(Gita all’isola di S.Lazzaro degli Armeni con la Pro Loco di Ponte e Bovolenta, il 7/07/’19)
Oggi è un paese piccolo l’Armenia e poco conosciuto, trentamila km quadrati, poco più di una nostra regione, con tre milioni di abitanti in tutto, stretto a tenaglia tra due colossi come la Turchia e la Russia. Ma un tempo, sotto la guida del re Tigrane, aveva dato del filo da torcere pure ai Romani e il suo impero si estendeva su tre mari, dal Caspio al mar Nero al Mediterraneo.
Tre anni fa ho avuto l’occasione di visitare questo poverissimo paese, in gran parte montuoso, partendo in pullman da Tbilisi, capitale della Georgia, attraverso montagne impervie e strade disastrate, per arrivare alla sua capitale Erevan a quota mille metri. Decine di monasteri arroccati sulle alture custodiscono un paesaggio aspro, dalle rocce rossastre, in parte abbandonato a se stesso. Rari i mezzi di trasporto pubblici, poche le auto e solo di grossa cilindrata, nessuna moto, introvabili le biciclette che non si usano affatto, non so perché. Si dice che il suo popolo discenda dai figli di Noè e che sul monte Ararat, alto più di cinquemila metri, sia approdata la sua arca, ma nulla di preciso si sa né degli uni né dell’altra, di certo vi è solo che il monte sacro del paese è finito in mani turche, con installazioni militari ovunque ed un confine sigillato al millimetro. Solo per i turisti i venditori di colombe le fanno volare in cielo per un breve tratto per poi farle tornare al loro posatoio.
Noi Italiani conosciamo molto poco degli Armeni e qualcosa solo attraverso il famoso cantante armeno-francese Charles Aznavour (Aznavourian) mentre i Padovani conoscono la famiglia degli Arslan (Arslanian), già medici del nostro ospedale.
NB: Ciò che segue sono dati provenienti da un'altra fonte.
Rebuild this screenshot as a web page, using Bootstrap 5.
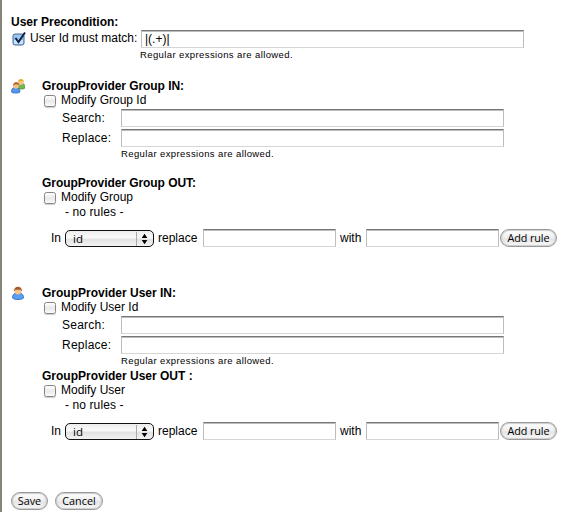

La figlia Antonia, scrittrice, ha commosso tutti col suo libro intitolato “La fattoria delle allodole” dove racconta del genocidio di questo popolo da parte dei GiovaniTurchi al potere nel 1915. L’Europa, allora, era travolta dalla prima guerra mondiale e nessuno ebbe il coraggio o la forza di denunciare le stragi e le deportazioni in massa dove persero la vita oltre un milione di Armeni, vera prova generale per lo sterminio degli Ebrei nella seconda guerra mondiale.
Le relazioni con Venezia, invece, sono state tutte un’altra storia e risalgono al tempo dei floridi commerci della Serenissima con l’Oriente, talmente stretti che ancora oggi chiamiamo “armellini” le albicocche che provenivano da quel paese. E non stupisce che Goldoni, nella commedia “La famiglia dell’antiquario”, inserisca proprio un finto mercante armeno di anticaglie nella figura di Arlecchino che vuole abbindolare il suo padrone. Rapporti che nel 1716 portarono il Senato della Repubblica a donare l’isola abbandonata di S. Lazzaro all’abate Mechitar in fuga dai Turchi con alcuni suoi monaci. E ancor oggi visitiamo con rinnovato stupore questo lembo di terra armena in piena laguna veneta con la sua bella chiesa, il chiostro ed il preziosissimo museo fondato per custodire gelosamente le ultime testimonianze di libri e manoscritti antichi scampati allo scempio delle persecuzioni.
Pochi sanno che nel 1907 un giovane anarchico georgiano inseguito dalla polizia zarista trovò rifugio proprio nel convento armeno di S. Lazzaro dove, sotto falso nome, si adattò a fare il sacrestano per alcuni mesi. Si chiamava Giuseppe e per i suoi occhi azzurri di ghiaccio gli amici veneti lo avevano battezzato “Bepi del giasso”. Poi, siccome non voleva sottostare alle regole canoniche nel suonare le campane a dovere, l’abate lo licenziò e lui riparò in Svizzera dove conobbe il compatriota rivoluzionario Lenin. Qui si fece chiamare Stalin e divenne in seguito quel dittatore che tutti sappiamo. Misteri della storia.